A PROPOSAL for STANDARDIZATION and IMPROVEMENT in CONTINUOUS MEDICAL EDUCATION
Ferhan Girgin Sagin*, Eser Yildirim Sozme, Ege University Medical Faculty, Department of Biochemistry, Izmir, Republic of Turkiye
PURPOSE: The concept of continuous medical education (CME) has grown as a response to the advancement of the professional knowledge; to fill the gaps in the enormous growing area of medicine, to present scientific innovations / new techniques or to provide new skills and attitudes in medicine. Many institutes / universities provide CME opportunities and there seems to be a serious need for standardization of the planning, coordination and implementation of these courses.

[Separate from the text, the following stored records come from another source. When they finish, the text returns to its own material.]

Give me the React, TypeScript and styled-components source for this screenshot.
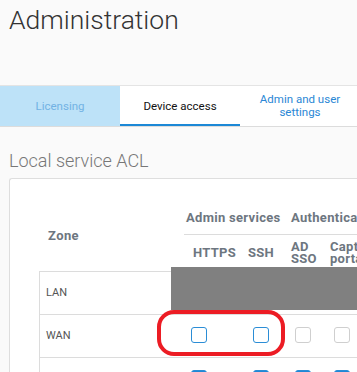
import React from "react";
import styled, { createGlobalStyle } from "styled-components";

const GlobalStyle = createGlobalStyle`
  html, body { margin: 0; padding: 0; }
  body {
    background: #fafafa;
    font-family: Roboto, "Liberation Sans", Arial, sans-serif;
    overflow: hidden;
  }
  * { box-sizing: border-box; }
`;

const Page = styled.div`
  width: 357px;
  height: 372px;
  overflow: hidden;
  background: #fafafa;
`;

const Header = styled.header`
  height: 85px;
  padding: 5px 9px 0;
`;

const Title = styled.h1`
  margin: 0;
  font-size: 26.5px;
  line-height: 30px;
  font-weight: 300;
  color: #333;
`;

const TabBar = styled.nav`
  display: flex;
  height: 42px;
  background: #fff;
  border-top: 1px solid #e4e4e4;
  border-bottom: 1px solid #dcdcdc;
`;

type Tone = "muted" | "active" | "link";

const Tab = styled.div<{ $tone: Tone }>`
  flex: none;
  width: 120px;
  padding: 0 10px;
  display: flex;
  align-items: center;
  justify-content: center;
  text-align: center;
  font-size: 11.5px;
  line-height: 12.6px;
  background: ${(p) => (p.$tone === "muted" ? "#bde2f8" : "#fff")};
  color: ${(p) =>
    p.$tone === "muted" ? "#72b2e4" : p.$tone === "active" ? "#111" : "#2a87d5"};
  box-shadow: ${(p) => (p.$tone === "active" ? "inset 0 -2px 0 #1c88d6" : "none")};
`;

const Content = styled.main`
  padding-left: 9px;
`;

const SectionTitle = styled.h2`
  margin: 23px 0 7px;
  font-size: 18px;
  line-height: 21px;
  font-weight: 300;
  color: #777;
`;

const Card = styled.section`
  position: relative;
  background: #fff;
  border: 1px solid #dedede;
  border-right: none;
  border-radius: 3px 0 0 0;
  padding: 21px 0 0 29px;
  height: 240px;
`;

const Grid = styled.div`
  display: grid;
  grid-template-columns: 145px 60px 42px 40px 80px 80px;
  width: 460px;
`;

const ZoneHead = styled.div`
  grid-row: span 2;
  display: flex;
  align-items: center;
  padding-left: 9px;
  font-size: 13px;
  font-weight: 700;
  letter-spacing: 0.4px;
  color: #6d7680;
`;

const GroupHead = styled.div<{ $span: number; $pad: number }>`
  grid-column: span ${(p) => p.$span};
  height: 35px;
  display: flex;
  align-items: center;
  padding-left: ${(p) => p.$pad}px;
  border-bottom: 1px solid #dcdcdc;
  font-size: 13px;
  font-weight: 700;
  letter-spacing: 0.3px;
  color: #6d7680;
  white-space: nowrap;
  overflow: hidden;
`;

const ColHead = styled.div<{ $pad: number }>`
  height: 36px;
  display: flex;
  align-items: center;
  padding-left: ${(p) => p.$pad}px;
  font-size: 13px;
  line-height: 12.4px;
  font-weight: 700;
  letter-spacing: 0.3px;
  color: #6d7680;
  overflow: hidden;
`;

const Cell = styled.div<{ $first?: boolean; $pad: number }>`
  height: 43px;
  display: flex;
  align-items: center;
  padding-left: ${(p) => p.$pad}px;
  padding-bottom: 2px;
  border-top: 1px solid #dcdcdc;
  border-left: ${(p) => (p.$first ? "1px solid #dcdcdc" : "none")};
  font-size: 11px;
  color: #555;
`;

const Box = styled.span<{ $checked: boolean; $enabled: boolean }>`
  display: block;
  width: 16px;
  height: 16px;
  border-radius: 3px;
  border: 1.5px solid
    ${(p) => (p.$checked || p.$enabled ? "#2b8dd6" : "#cfcfcf")};
  background: ${(p) => (p.$checked ? "#1f87d6" : "#fff")};
`;

const Redaction = styled.div`
  position: absolute;
  left: 161px;
  top: 88px;
  width: 200px;
  height: 43px;
  background: #808080;
`;

const Highlight = styled.div`
  position: absolute;
  left: 147px;
  top: 131px;
  width: 128px;
  height: 46px;
  border: 4px solid #ec1c24;
  border-radius: 17px;
`;

const columns = [
  { label: "HTTPS", head: 9, box: 7, admin: true },
  { label: "SSH", head: 4, box: 9, admin: true },
  { label: "AD SSO", head: 5, box: 9, admin: false },
  { label: "Captive portal", head: 4, box: 8, admin: false },
  { label: "Radius SSO", head: 4, box: 8, admin: false },
];

const rows = [
  { zone: "LAN", values: [true, true, true, true, true] },
  { zone: "WAN", values: [false, false, false, false, false] },
  { zone: "DMZ", values: [true, true, true, true, true] },
];

export default function App() {
  return (
    <Page>
      <GlobalStyle />
      <Header>
        <Title>Administration</Title>
      </Header>
      <TabBar>
        <Tab $tone="muted">Licensing</Tab>
        <Tab $tone="active">Device access</Tab>
        <Tab $tone="link">Admin and user settings</Tab>
      </TabBar>
      <Content>
        <SectionTitle>Local service ACL</SectionTitle>
        <Card>
          <Grid>
            <ZoneHead>Zone</ZoneHead>
            <GroupHead $span={2} $pad={2}>
              Admin services
            </GroupHead>
            <GroupHead $span={3} $pad={5}>
              Authentication
            </GroupHead>
            {columns.map((c) => (
              <ColHead key={c.label} $pad={c.head}>
                {c.label}
              </ColHead>
            ))}
            {rows.map((r) => (
              <React.Fragment key={r.zone}>
                <Cell $first $pad={6}>
                  {r.zone}
                </Cell>
                {columns.map((c, i) => (
                  <Cell key={c.label} $pad={c.box}>
                    <Box
                      $checked={r.values[i]}
                      $enabled={c.admin || r.values[i]}
                    />
                  </Cell>
                ))}
              </React.Fragment>
            ))}
          </Grid>
          <Redaction />
          <Highlight />
        </Card>
      </Content>
    </Page>
  );
}
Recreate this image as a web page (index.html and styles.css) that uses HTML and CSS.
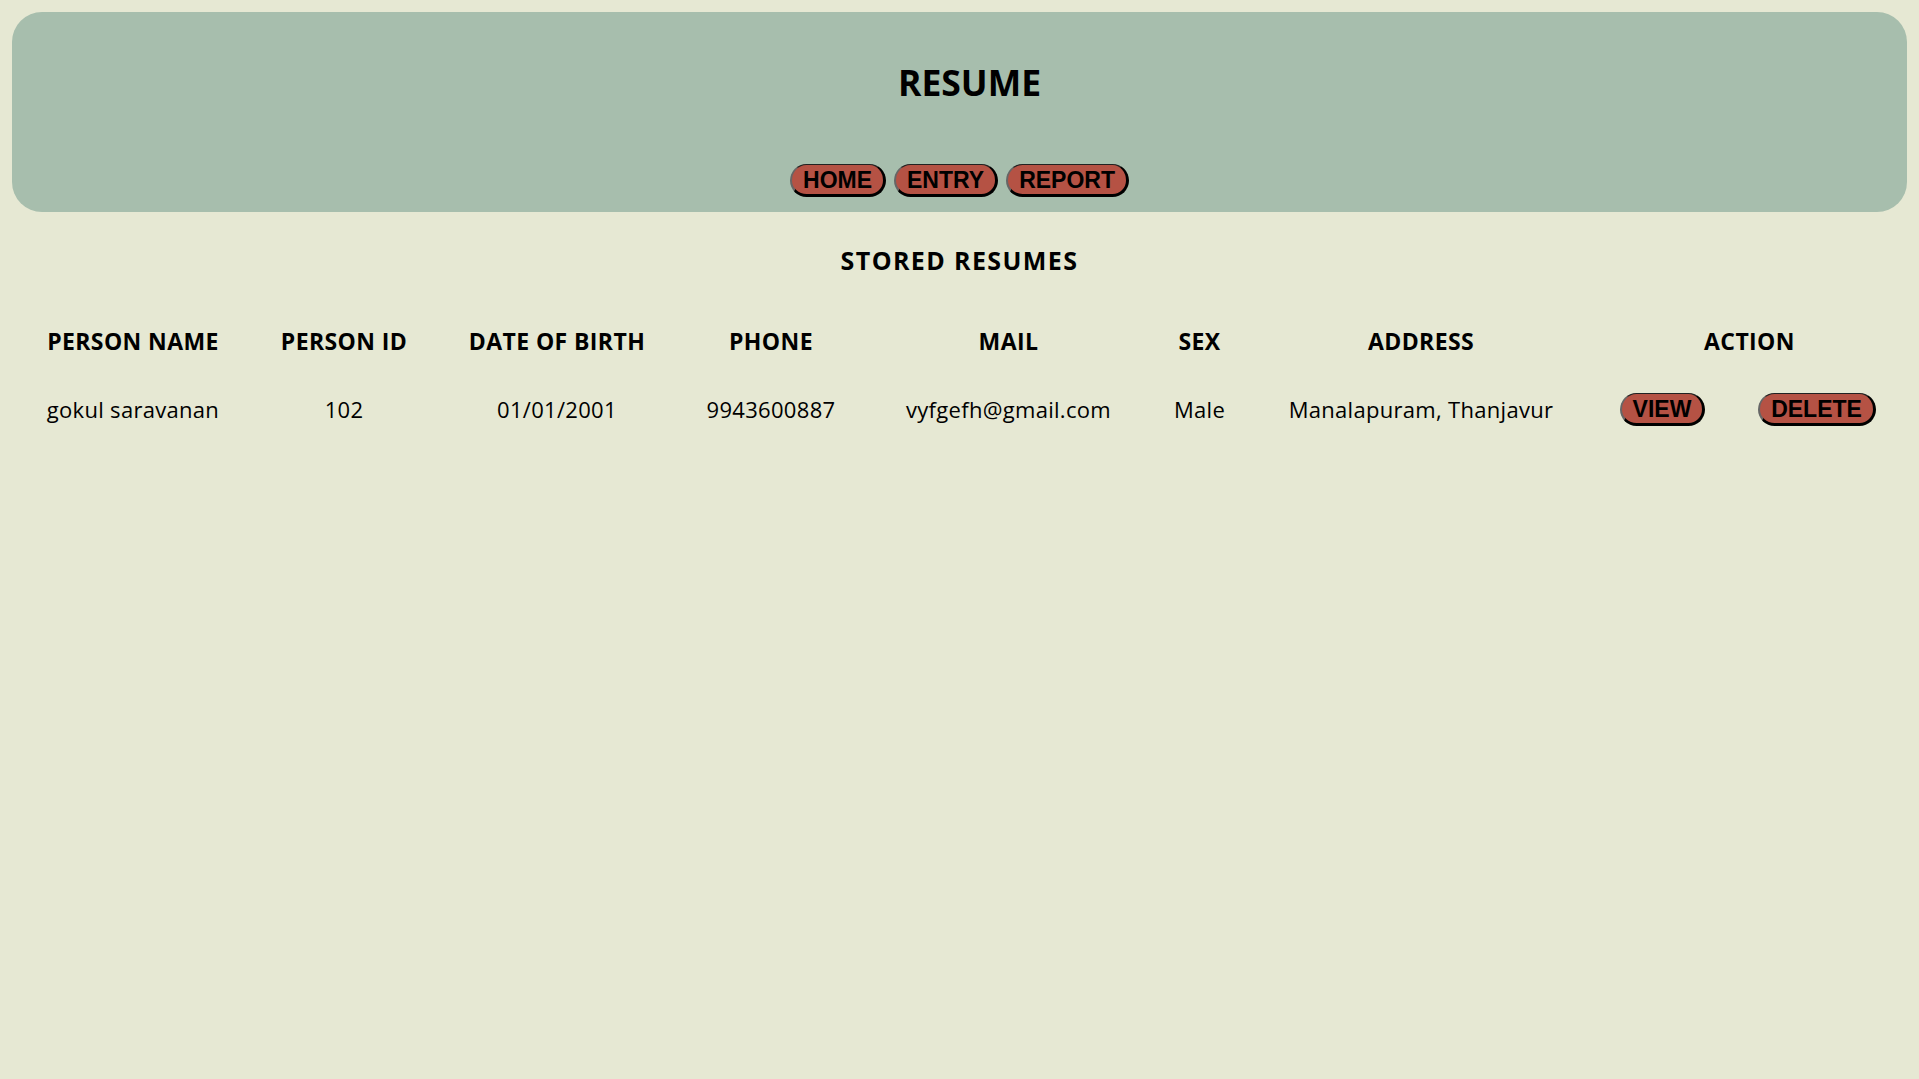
FILE: index.html
```html
<!DOCTYPE html>
<html lang="en">
<head>
<meta charset="utf-8">
<title>Resume</title>
<link rel="stylesheet" href="styles.css">
</head>
<body>
<header class="top">
  <h1 class="title">RESUME</h1>
  <nav class="nav">
    <button class="btn">HOME</button>
    <button class="btn">ENTRY</button>
    <button class="btn">REPORT</button>
  </nav>
</header>
<main class="content">
  <h2 class="subtitle">STORED RESUMES</h2>
  <table class="list">
    <colgroup>
      <col class="c1"><col class="c2"><col class="c3"><col class="c4"><col class="c5"><col class="c6"><col class="c7"><col class="c8"><col class="c9">
    </colgroup>
    <thead>
      <tr>
        <th>PERSON NAME</th>
        <th>PERSON ID</th>
        <th>DATE OF BIRTH</th>
        <th>PHONE</th>
        <th>MAIL</th>
        <th>SEX</th>
        <th>ADDRESS</th>
        <th colspan="2" class="action">ACTION</th>
      </tr>
    </thead>
    <tbody>
      <tr>
        <td>gokul saravanan</td>
        <td>102</td>
        <td>01/01/2001</td>
        <td>9943600887</td>
        <td>vyfgefh@gmail.com</td>
        <td>Male</td>
        <td>Manalapuram, Thanjavur</td>
        <td><button class="btn">VIEW</button></td>
        <td><button class="btn">DELETE</button></td>
      </tr>
    </tbody>
  </table>
</main>
</body>
</html>
```

FILE: styles.css
```css
html, body {
  margin: 0;
  padding: 0;
  background: #e6e8d3;
  font-family: "Open Sans", "Noto Sans", sans-serif;
  color: #000;
}

.top {
  margin: 12px;
  height: 200px;
  background: #a7bead;
  border-radius: 30px;
  display: flex;
  flex-direction: column;
  align-items: center;
  box-sizing: border-box;
  padding-top: 46px;
}

.title {
  margin: 0;
  padding-left: 20px;
  font-size: 35.5px;
  line-height: 48px;
  font-weight: 700;
}

.nav {
  margin-top: 58px;
  display: flex;
  gap: 8px;
}

.btn {
  font-family: "Liberation Sans", Arial, sans-serif;
  font-weight: 700;
  font-size: 23px;
  line-height: 26px;
  color: #000;
  background: #b55244;
  border-radius: 17px;
  border-style: solid;
  border-color: #222 #000 #000 #666;
  border-width: 1px 3px 3px 2px;
  padding: 2px 11px 1px 11px;
  cursor: pointer;
}

.subtitle {
  margin: 32px 0 0;
  text-align: center;
  font-size: 25px;
  line-height: 32px;
  font-weight: 700;
  letter-spacing: 1.4px;
}

.list {
  margin: 49px 0 0 8px;
  width: 1903px;
  table-layout: fixed;
  border-collapse: collapse;
}

.c1 { width: 250px; }
.c2 { width: 172px; }
.c3 { width: 254px; }
.c4 { width: 174px; }
.c5 { width: 301px; }
.c6 { width: 81px; }
.c7 { width: 362px; }
.c8 { width: 121px; }
.c9 { width: 188px; }

.list th, .list td {
  text-align: center;
  padding: 0;
  white-space: nowrap;
}

.list th {
  font-size: 23px;
  font-weight: 700;
  letter-spacing: 0.4px;
  height: 32px;
  line-height: 32px;
}

.list th.action {
  padding-right: 14px;
}

.list td {
  font-size: 22px;
  font-weight: 400;
  letter-spacing: 0.3px;
  padding-top: 34px;
  line-height: 34px;
}
```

This need arises from the unique properties of CME such as the necessity to meet the expectations of the target participants, the need for a well-defined core content that will be delivered through adult education strategies and the demand for a comprehensive evaluation system that will lead to continuing improvement of the education.
METHODS: This presentation will deliver the results of our work aimed at developing a standardization system for any institute coordinating and implementing CME programs. Through detailed documentation (Form for Application for Organizing a CME Program, Form for Evaluation of the CME Program, Report of CME Program, Form for Continuous Improvement in CME Program, etc.) and evaluation procedures, we propose a standardized system for planning, implementing, evaluating and improving CME programs.
RESULTS / CONCLUSION / FUTURE DIRECTIONS
The proposed system not only guarantees the delivery of a well defined core content with appropriate teaching strategies and sufficient reference material but more importantly monitors the quality and usefulness of courses through course audits and the analysis of course evaluation sheets. Thus, conformance to requirements and continuing improvement can also well be achieved through such a standardized system.
***The proposal presented above is accepted by The Committee of Education of The Turkish Biochemistry Association, and is in use for the coordination of its’ CME programs since January 2007.